Kami berjalan menyusuri jalur pendakian yang meliuk-liuk mengikuti
punggungan. Bukit-bukit yang kami lewati seperti tidak ada selesainya.
Setelah selesai satu bukit, ada bukit lagi. Bukit-bukit Pengharapan kata
para pendaki Tambora. Tapi ada plesetannya, bukit-bukit itu juga sering
diberi nama Bukit Putus Asa.
Langit berangsur terang. Lamat-lamat terlihat bukit-bukit yang
berderet-deret. Sudah dekat, kata Teguh. Terlihat sebuah puncak yang
paling tinggi. Itulah Puncak Tambora. Tidak lama lagi.
Saya kemudian berlari, mengejar waktu agar tidak tertinggal momen
matahari terbit. Tapi, puncak-puncak bukit ternyata belum selesai.
Puncak yang terlihat dekat, ternyata letaknya jauh di belakang
lagi. Saya sempat pasrah, mungkin belum rejekinya lihat matahari terbit
di Tambora. Tapi, beberapa berkas sinar terlihat di langit dari balik
bukit. Saya kemudian berlari lagi setidaknya untuk melewati puncak bukit
itu.
Melewati bukit terakhir itu, saya bergeming takjub. Hamparan luas dan
rata di depan mata. Jauh di ujung hamparan, terdapat garis gelap, pasti
di sanalah kawahnya. Saya berlari lagi, melewati pohon-pohon edelweiss
yang sedang berbunga. Matahari masih di balik gunung, namun sinarnya
telah menerangi langit.
Mendekati bibir kawah, saya melangkah pelan-pelan. Seram, Kawan.

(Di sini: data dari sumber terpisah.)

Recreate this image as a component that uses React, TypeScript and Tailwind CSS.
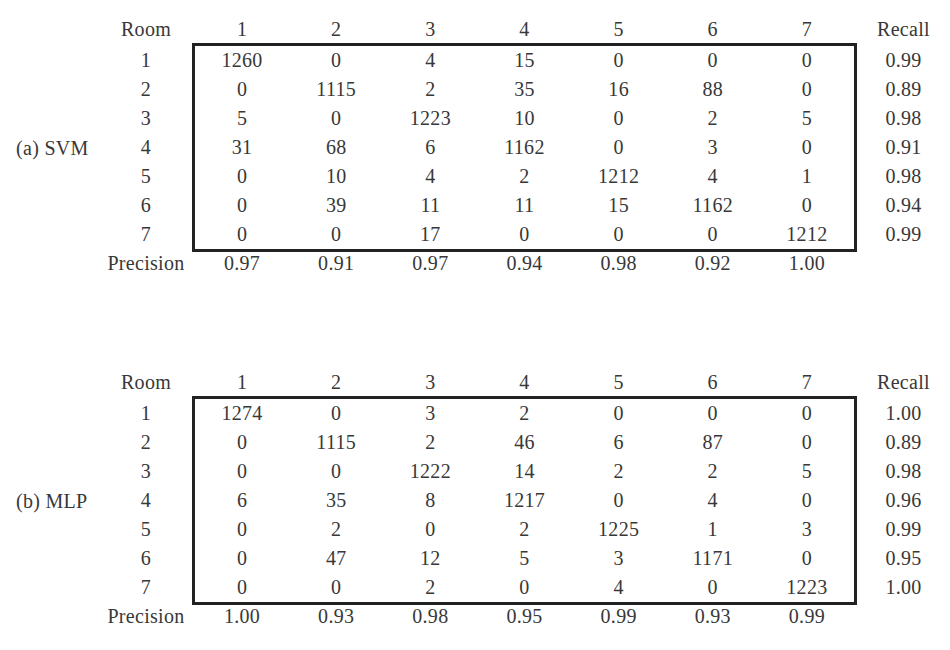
import React from 'react';

interface MatrixProps {
  label: string;
  rows: number[][];
  recall: string[];
  precision: string[];
}

const ROOMS = ['1', '2', '3', '4', '5', '6', '7'];

function Matrix({ label, rows, recall, precision }: MatrixProps) {
  return (
    <div className="flex flex-col">
      {/* Header row */}
      <div className="flex h-[28px] items-center">
        <div className="w-[100px]" />
        <div className="w-[92px] text-center">Room</div>
        <div className="grid w-[665px] grid-cols-7 px-[3px]">
          {ROOMS.map((r) => (
            <div key={r} className="text-center">{r}</div>
          ))}
        </div>
        <div className="w-[93px] text-center">Recall</div>
      </div>

      {/* Body */}
      <div className="flex">
        <div className="flex w-[100px] items-center pl-4">{label}</div>
        <div className="flex w-[92px] flex-col py-[3px]">
          {ROOMS.map((r) => (
            <div key={r} className="h-[29px] text-center leading-[29px]">{r}</div>
          ))}
        </div>
        <div className="w-[665px] border-[3px] border-[#222]">
          {rows.map((row, i) => (
            <div key={i} className="grid h-[29px] grid-cols-7 leading-[29px]">
              {row.map((v, j) => (
                <div key={j} className="text-center">{v}</div>
              ))}
            </div>
          ))}
        </div>
        <div className="flex w-[93px] flex-col py-[3px]">
          {recall.map((v, i) => (
            <div key={i} className="h-[29px] text-center leading-[29px]">{v}</div>
          ))}
        </div>
      </div>

      {/* Precision row */}
      <div className="flex h-[22px] items-center">
        <div className="w-[100px]" />
        <div className="w-[92px] text-center">Precision</div>
        <div className="grid w-[665px] grid-cols-7 px-[3px]">
          {precision.map((p, i) => (
            <div key={i} className="text-center">{p}</div>
          ))}
        </div>
      </div>
    </div>
  );
}

const svm = [
  [1260, 0, 4, 15, 0, 0, 0],
  [0, 1115, 2, 35, 16, 88, 0],
  [5, 0, 1223, 10, 0, 2, 5],
  [31, 68, 6, 1162, 0, 3, 0],
  [0, 10, 4, 2, 1212, 4, 1],
  [0, 39, 11, 11, 15, 1162, 0],
  [0, 0, 17, 0, 0, 0, 1212],
];

const mlp = [
  [1274, 0, 3, 2, 0, 0, 0],
  [0, 1115, 2, 46, 6, 87, 0],
  [0, 0, 1222, 14, 2, 2, 5],
  [6, 35, 8, 1217, 0, 4, 0],
  [0, 2, 0, 2, 1225, 1, 3],
  [0, 47, 12, 5, 3, 1171, 0],
  [0, 0, 2, 0, 4, 0, 1223],
];

export default function App() {
  return (
    <div className="min-h-screen w-[950px] bg-white pt-[15px] font-['Liberation_Serif','Times_New_Roman',serif] text-[20px] tracking-[0.3px] text-[#383838]">
      <Matrix
        label="(a) SVM"
        rows={svm}
        recall={['0.99', '0.89', '0.98', '0.91', '0.98', '0.94', '0.99']}
        precision={['0.97', '0.91', '0.97', '0.94', '0.98', '0.92', '1.00']}
      />
      <div className="mt-[94px]">
        <Matrix
          label="(b) MLP"
          rows={mlp}
          recall={['1.00', '0.89', '0.98', '0.96', '0.99', '0.95', '1.00']}
          precision={['1.00', '0.93', '0.98', '0.95', '0.99', '0.93', '0.99']}
        />
      </div>
    </div>
  );
}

Kawahnya begitu curam, dalam, dan berukuran masif. Matahari muncul dari
balik kawah dan awan. Indah sekali. Saya sujud syukur dan hampir lupa
belum sholat Subuh. Sholat Subuh kali itu begitu istimewa, di bibir
kawah Tambora. Walau mungkin sudah lewat waktunya dan pikiran saya entah
ke mana-mana.
Tampak juga di kejauhan, Kadafi sedang sujud. Terlihat hikmat sekali.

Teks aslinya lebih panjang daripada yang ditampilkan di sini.